Entertainment

Carole Baskin Won't Be Adding 'Tiger King' To Her Netflix List Anytime Soon

by Allyson Koerner
Carole Baskin 'Tiger King'
Netflix

Despite being a quarantine favorite among streamers, Netflix's latest hit documentary isn't a hit with everyone. Carole Baskin responded to Tiger King in a blog posted to her Big Cat Rescue website on Sunday, March 22. In her blog, she called Tiger Kind: Murder, Mayhem and Madness "salacious and sensational." She's especially unhappy with the suggestion that she may have been involved in the 1997 disappearance of her second husband, Jack Donald Lewis. (He was declared dead in 2002.)

In response to what she calls "lies and innuendos" regarding Lewis, she wrote, "The series presents this without any regard for the truth or in most cases even giving me an opportunity before publication to rebut the absurd claims. They did not care about truth. The unsavory lies are better for getting viewers." She also claimed that even though "Don was not easy to live with," she "never threatened him and I certainly had nothing to do with his disappearance." As for those theories that she used a meat grinder on Don and then fed him to tigers, Baskin called them "the most ludicrous of all the lies."
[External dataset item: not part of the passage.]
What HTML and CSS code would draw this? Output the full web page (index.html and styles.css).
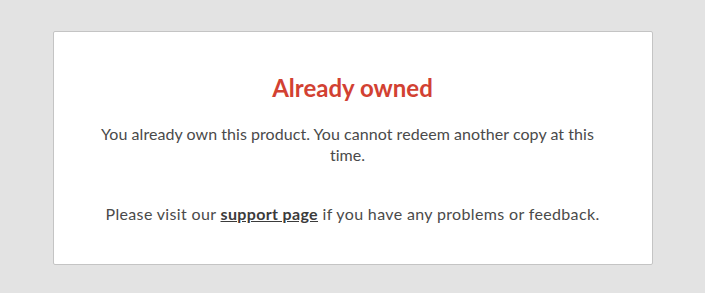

The animal activist also finds fault with Tiger King's directors Rebecca Chaiklin and Eric Goode. She wrote on her website that they originally pitched Tiger King as a "big cat version of Blackfish," but it didn't turn out that way. "There are not words for how disappointing it is to see that the docuseries not only does not do any of that, but has had the sole goal of being as salacious and sensational as possible to draw viewers," she wrote.

Netflix

In a March 24 interview with IndieWire, Chaiklin and Goode discussed Tiger King, noting that their original intent was, in fact, to be "more issue-oriented," as Chaiklin explained. "We had no idea that it would take the twists and turns that it would end up taking," Chailkin continued. Goode added, "That was a very honest way the story unfolded." The directors insist that they began investigating places involving "crazy exotic animals" in Florida, but after encountering many unique individuals, the film eventually evolved into a story about tiger keeper Joe Exotic. (Exotic is currently serving 22 years in prison for allegedly attempting to hire two hitmen to kill Baskin.)

And while the personality-driven documentary is a hit with viewers, Baskin won't be watching it anytime soon.